## Begin DATA SEGMENT

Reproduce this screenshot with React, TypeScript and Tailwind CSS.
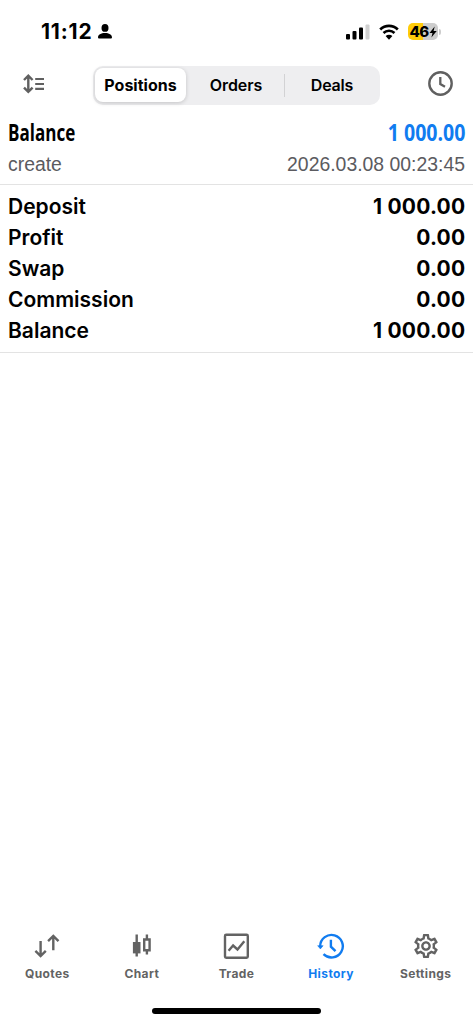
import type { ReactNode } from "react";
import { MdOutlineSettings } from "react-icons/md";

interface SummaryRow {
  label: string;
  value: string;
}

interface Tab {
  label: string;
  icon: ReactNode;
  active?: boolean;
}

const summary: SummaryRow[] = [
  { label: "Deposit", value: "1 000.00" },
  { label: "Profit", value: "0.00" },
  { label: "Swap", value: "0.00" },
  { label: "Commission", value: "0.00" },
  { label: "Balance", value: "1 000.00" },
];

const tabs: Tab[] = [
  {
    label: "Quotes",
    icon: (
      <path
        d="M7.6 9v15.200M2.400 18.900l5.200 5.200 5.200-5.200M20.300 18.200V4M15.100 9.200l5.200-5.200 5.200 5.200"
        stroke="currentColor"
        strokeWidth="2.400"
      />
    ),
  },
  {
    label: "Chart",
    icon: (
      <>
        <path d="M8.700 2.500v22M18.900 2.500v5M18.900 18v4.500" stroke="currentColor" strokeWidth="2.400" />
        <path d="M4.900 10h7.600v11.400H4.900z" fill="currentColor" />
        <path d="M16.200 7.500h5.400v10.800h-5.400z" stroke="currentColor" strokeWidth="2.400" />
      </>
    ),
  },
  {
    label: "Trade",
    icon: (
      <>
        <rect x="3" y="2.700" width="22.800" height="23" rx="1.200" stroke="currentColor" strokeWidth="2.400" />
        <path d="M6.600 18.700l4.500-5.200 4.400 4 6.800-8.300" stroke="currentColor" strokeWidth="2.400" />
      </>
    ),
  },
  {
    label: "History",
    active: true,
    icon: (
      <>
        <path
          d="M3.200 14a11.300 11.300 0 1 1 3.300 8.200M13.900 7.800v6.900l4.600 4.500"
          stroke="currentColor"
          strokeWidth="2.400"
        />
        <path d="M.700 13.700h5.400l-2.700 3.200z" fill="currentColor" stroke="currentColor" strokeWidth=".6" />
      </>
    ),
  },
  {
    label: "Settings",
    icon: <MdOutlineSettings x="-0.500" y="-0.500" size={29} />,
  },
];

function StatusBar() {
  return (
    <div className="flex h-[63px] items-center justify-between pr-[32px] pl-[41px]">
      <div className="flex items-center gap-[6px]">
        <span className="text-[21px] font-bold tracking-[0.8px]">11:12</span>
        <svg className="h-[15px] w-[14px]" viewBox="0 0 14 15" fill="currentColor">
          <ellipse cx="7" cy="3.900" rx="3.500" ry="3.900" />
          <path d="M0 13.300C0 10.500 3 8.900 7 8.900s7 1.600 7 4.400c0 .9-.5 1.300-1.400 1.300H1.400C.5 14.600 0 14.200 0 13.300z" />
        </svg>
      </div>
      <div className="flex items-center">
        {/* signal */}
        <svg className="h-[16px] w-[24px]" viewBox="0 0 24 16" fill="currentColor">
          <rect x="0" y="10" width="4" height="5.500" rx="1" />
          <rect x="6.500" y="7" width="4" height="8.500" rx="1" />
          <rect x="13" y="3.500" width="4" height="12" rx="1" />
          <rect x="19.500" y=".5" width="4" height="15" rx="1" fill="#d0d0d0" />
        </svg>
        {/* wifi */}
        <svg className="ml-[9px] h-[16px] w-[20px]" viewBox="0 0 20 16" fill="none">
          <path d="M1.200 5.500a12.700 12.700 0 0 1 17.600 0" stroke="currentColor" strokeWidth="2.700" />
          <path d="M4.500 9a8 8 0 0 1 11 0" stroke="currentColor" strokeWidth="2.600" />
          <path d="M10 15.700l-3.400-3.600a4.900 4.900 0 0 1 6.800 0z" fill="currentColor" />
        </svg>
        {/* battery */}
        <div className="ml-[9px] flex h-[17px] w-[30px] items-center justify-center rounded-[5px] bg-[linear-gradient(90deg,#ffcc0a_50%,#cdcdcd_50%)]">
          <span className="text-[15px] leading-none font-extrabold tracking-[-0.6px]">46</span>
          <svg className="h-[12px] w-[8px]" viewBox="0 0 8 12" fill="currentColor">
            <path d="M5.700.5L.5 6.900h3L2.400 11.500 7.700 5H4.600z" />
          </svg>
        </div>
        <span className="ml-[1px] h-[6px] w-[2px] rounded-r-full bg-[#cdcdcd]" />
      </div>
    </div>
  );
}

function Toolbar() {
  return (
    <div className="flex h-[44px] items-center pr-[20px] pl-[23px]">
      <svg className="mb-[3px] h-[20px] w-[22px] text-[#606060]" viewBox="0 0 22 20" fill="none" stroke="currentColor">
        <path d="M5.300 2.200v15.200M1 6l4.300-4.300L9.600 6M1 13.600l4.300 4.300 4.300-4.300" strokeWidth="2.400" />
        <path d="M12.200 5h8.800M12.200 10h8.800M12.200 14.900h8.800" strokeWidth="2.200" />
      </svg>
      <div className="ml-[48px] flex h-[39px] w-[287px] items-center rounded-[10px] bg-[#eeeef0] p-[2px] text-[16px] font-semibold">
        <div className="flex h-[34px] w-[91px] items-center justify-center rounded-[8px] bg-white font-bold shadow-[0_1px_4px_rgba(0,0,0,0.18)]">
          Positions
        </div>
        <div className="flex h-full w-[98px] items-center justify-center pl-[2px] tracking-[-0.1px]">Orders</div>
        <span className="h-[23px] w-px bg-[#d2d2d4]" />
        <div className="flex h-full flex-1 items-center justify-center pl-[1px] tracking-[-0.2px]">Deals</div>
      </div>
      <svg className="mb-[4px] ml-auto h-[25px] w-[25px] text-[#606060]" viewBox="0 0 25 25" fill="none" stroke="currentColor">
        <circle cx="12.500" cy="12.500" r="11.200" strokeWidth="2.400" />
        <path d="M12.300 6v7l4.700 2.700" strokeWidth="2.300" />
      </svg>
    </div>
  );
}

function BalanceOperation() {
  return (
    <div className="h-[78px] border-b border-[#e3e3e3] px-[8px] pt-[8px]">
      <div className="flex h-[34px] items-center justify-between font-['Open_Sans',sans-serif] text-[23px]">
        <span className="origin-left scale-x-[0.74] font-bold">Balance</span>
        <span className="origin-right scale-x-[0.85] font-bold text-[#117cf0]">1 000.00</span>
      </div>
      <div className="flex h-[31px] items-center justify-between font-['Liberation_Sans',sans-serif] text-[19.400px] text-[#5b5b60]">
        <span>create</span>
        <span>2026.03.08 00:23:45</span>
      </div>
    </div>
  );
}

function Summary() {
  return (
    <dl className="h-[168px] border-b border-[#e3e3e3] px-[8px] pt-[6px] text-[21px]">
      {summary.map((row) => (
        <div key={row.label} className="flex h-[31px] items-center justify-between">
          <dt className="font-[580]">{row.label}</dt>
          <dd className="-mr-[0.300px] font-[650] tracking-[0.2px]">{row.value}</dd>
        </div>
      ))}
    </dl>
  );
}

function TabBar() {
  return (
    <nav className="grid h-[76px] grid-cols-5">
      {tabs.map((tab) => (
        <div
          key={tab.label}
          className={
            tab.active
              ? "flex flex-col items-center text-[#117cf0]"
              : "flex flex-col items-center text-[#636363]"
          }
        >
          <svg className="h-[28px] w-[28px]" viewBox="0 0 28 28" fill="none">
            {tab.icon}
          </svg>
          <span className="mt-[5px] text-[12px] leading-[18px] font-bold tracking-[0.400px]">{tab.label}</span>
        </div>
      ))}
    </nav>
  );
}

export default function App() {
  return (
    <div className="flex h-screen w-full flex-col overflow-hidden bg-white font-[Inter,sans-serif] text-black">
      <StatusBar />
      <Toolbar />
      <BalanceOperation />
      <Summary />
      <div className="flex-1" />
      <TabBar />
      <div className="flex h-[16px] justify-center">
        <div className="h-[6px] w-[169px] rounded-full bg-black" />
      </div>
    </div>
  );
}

## End DATA SEGMENT

_EXERCISE_.
Repeat the material above in full and unchanged, minus its images.

_RESPONSE TO THIS EXERCISE_.
Reproduce this screenshot with React, TypeScript and Tailwind CSS.
import type { ReactNode } from "react";
import { MdOutlineSettings } from "react-icons/md";

interface SummaryRow {
  label: string;
  value: string;
}

interface Tab {
  label: string;
  icon: ReactNode;
  active?: boolean;
}

const summary: SummaryRow[] = [
  { label: "Deposit", value: "1 000.00" },
  { label: "Profit", value: "0.00" },
  { label: "Swap", value: "0.00" },
  { label: "Commission", value: "0.00" },
  { label: "Balance", value: "1 000.00" },
];

const tabs: Tab[] = [
  {
    label: "Quotes",
    icon: (
      <path
        d="M7.6 9v15.200M2.400 18.900l5.200 5.200 5.200-5.200M20.300 18.200V4M15.100 9.200l5.200-5.200 5.200 5.200"
        stroke="currentColor"
        strokeWidth="2.400"
      />
    ),
  },
  {
    label: "Chart",
    icon: (
      <>
        <path d="M8.700 2.500v22M18.900 2.500v5M18.900 18v4.500" stroke="currentColor" strokeWidth="2.400" />
        <path d="M4.900 10h7.600v11.400H4.900z" fill="currentColor" />
        <path d="M16.200 7.500h5.400v10.800h-5.400z" stroke="currentColor" strokeWidth="2.400" />
      </>
    ),
  },
  {
    label: "Trade",
    icon: (
      <>
        <rect x="3" y="2.700" width="22.800" height="23" rx="1.200" stroke="currentColor" strokeWidth="2.400" />
        <path d="M6.600 18.700l4.500-5.200 4.400 4 6.800-8.300" stroke="currentColor" strokeWidth="2.400" />
      </>
    ),
  },
  {
    label: "History",
    active: true,
    icon: (
      <>
        <path
          d="M3.200 14a11.300 11.300 0 1 1 3.300 8.200M13.900 7.800v6.900l4.600 4.500"
          stroke="currentColor"
          strokeWidth="2.400"
        />
        <path d="M.700 13.700h5.400l-2.700 3.200z" fill="currentColor" stroke="currentColor" strokeWidth=".6" />
      </>
    ),
  },
  {
    label: "Settings",
    icon: <MdOutlineSettings x="-0.500" y="-0.500" size={29} />,
  },
];

function StatusBar() {
  return (
    <div className="flex h-[63px] items-center justify-between pr-[32px] pl-[41px]">
      <div className="flex items-center gap-[6px]">
        <span className="text-[21px] font-bold tracking-[0.8px]">11:12</span>
        <svg className="h-[15px] w-[14px]" viewBox="0 0 14 15" fill="currentColor">
          <ellipse cx="7" cy="3.900" rx="3.500" ry="3.900" />
          <path d="M0 13.300C0 10.500 3 8.900 7 8.900s7 1.600 7 4.400c0 .9-.5 1.300-1.400 1.300H1.400C.5 14.600 0 14.200 0 13.300z" />
        </svg>
      </div>
      <div className="flex items-center">
        {/* signal */}
        <svg className="h-[16px] w-[24px]" viewBox="0 0 24 16" fill="currentColor">
          <rect x="0" y="10" width="4" height="5.500" rx="1" />
          <rect x="6.500" y="7" width="4" height="8.500" rx="1" />
          <rect x="13" y="3.500" width="4" height="12" rx="1" />
          <rect x="19.500" y=".5" width="4" height="15" rx="1" fill="#d0d0d0" />
        </svg>
        {/* wifi */}
        <svg className="ml-[9px] h-[16px] w-[20px]" viewBox="0 0 20 16" fill="none">
          <path d="M1.200 5.500a12.700 12.700 0 0 1 17.600 0" stroke="currentColor" strokeWidth="2.700" />
          <path d="M4.500 9a8 8 0 0 1 11 0" stroke="currentColor" strokeWidth="2.600" />
          <path d="M10 15.700l-3.400-3.600a4.900 4.900 0 0 1 6.800 0z" fill="currentColor" />
        </svg>
        {/* battery */}
        <div className="ml-[9px] flex h-[17px] w-[30px] items-center justify-center rounded-[5px] bg-[linear-gradient(90deg,#ffcc0a_50%,#cdcdcd_50%)]">
          <span className="text-[15px] leading-none font-extrabold tracking-[-0.6px]">46</span>
          <svg className="h-[12px] w-[8px]" viewBox="0 0 8 12" fill="currentColor">
            <path d="M5.700.5L.5 6.900h3L2.400 11.500 7.700 5H4.600z" />
          </svg>
        </div>
        <span className="ml-[1px] h-[6px] w-[2px] rounded-r-full bg-[#cdcdcd]" />
      </div>
    </div>
  );
}

function Toolbar() {
  return (
    <div className="flex h-[44px] items-center pr-[20px] pl-[23px]">
      <svg className="mb-[3px] h-[20px] w-[22px] text-[#606060]" viewBox="0 0 22 20" fill="none" stroke="currentColor">
        <path d="M5.300 2.200v15.200M1 6l4.300-4.300L9.600 6M1 13.600l4.300 4.300 4.300-4.300" strokeWidth="2.400" />
        <path d="M12.200 5h8.800M12.200 10h8.800M12.200 14.900h8.800" strokeWidth="2.200" />
      </svg>
      <div className="ml-[48px] flex h-[39px] w-[287px] items-center rounded-[10px] bg-[#eeeef0] p-[2px] text-[16px] font-semibold">
        <div className="flex h-[34px] w-[91px] items-center justify-center rounded-[8px] bg-white font-bold shadow-[0_1px_4px_rgba(0,0,0,0.18)]">
          Positions
        </div>
        <div className="flex h-full w-[98px] items-center justify-center pl-[2px] tracking-[-0.1px]">Orders</div>
        <span className="h-[23px] w-px bg-[#d2d2d4]" />
        <div className="flex h-full flex-1 items-center justify-center pl-[1px] tracking-[-0.2px]">Deals</div>
      </div>
      <svg className="mb-[4px] ml-auto h-[25px] w-[25px] text-[#606060]" viewBox="0 0 25 25" fill="none" stroke="currentColor">
        <circle cx="12.500" cy="12.500" r="11.200" strokeWidth="2.400" />
        <path d="M12.300 6v7l4.700 2.700" strokeWidth="2.300" />
      </svg>
    </div>
  );
}

function BalanceOperation() {
  return (
    <div className="h-[78px] border-b border-[#e3e3e3] px-[8px] pt-[8px]">
      <div className="flex h-[34px] items-center justify-between font-['Open_Sans',sans-serif] text-[23px]">
        <span className="origin-left scale-x-[0.74] font-bold">Balance</span>
        <span className="origin-right scale-x-[0.85] font-bold text-[#117cf0]">1 000.00</span>
      </div>
      <div className="flex h-[31px] items-center justify-between font-['Liberation_Sans',sans-serif] text-[19.400px] text-[#5b5b60]">
        <span>create</span>
        <span>2026.03.08 00:23:45</span>
      </div>
    </div>
  );
}

function Summary() {
  return (
    <dl className="h-[168px] border-b border-[#e3e3e3] px-[8px] pt-[6px] text-[21px]">
      {summary.map((row) => (
        <div key={row.label} className="flex h-[31px] items-center justify-between">
          <dt className="font-[580]">{row.label}</dt>
          <dd className="-mr-[0.300px] font-[650] tracking-[0.2px]">{row.value}</dd>
        </div>
      ))}
    </dl>
  );
}

function TabBar() {
  return (
    <nav className="grid h-[76px] grid-cols-5">
      {tabs.map((tab) => (
        <div
          key={tab.label}
          className={
            tab.active
              ? "flex flex-col items-center text-[#117cf0]"
              : "flex flex-col items-center text-[#636363]"
          }
        >
          <svg className="h-[28px] w-[28px]" viewBox="0 0 28 28" fill="none">
            {tab.icon}
          </svg>
          <span className="mt-[5px] text-[12px] leading-[18px] font-bold tracking-[0.400px]">{tab.label}</span>
        </div>
      ))}
    </nav>
  );
}

export default function App() {
  return (
    <div className="flex h-screen w-full flex-col overflow-hidden bg-white font-[Inter,sans-serif] text-black">
      <StatusBar />
      <Toolbar />
      <BalanceOperation />
      <Summary />
      <div className="flex-1" />
      <TabBar />
      <div className="flex h-[16px] justify-center">
        <div className="h-[6px] w-[169px] rounded-full bg-black" />
      </div>
    </div>
  );
}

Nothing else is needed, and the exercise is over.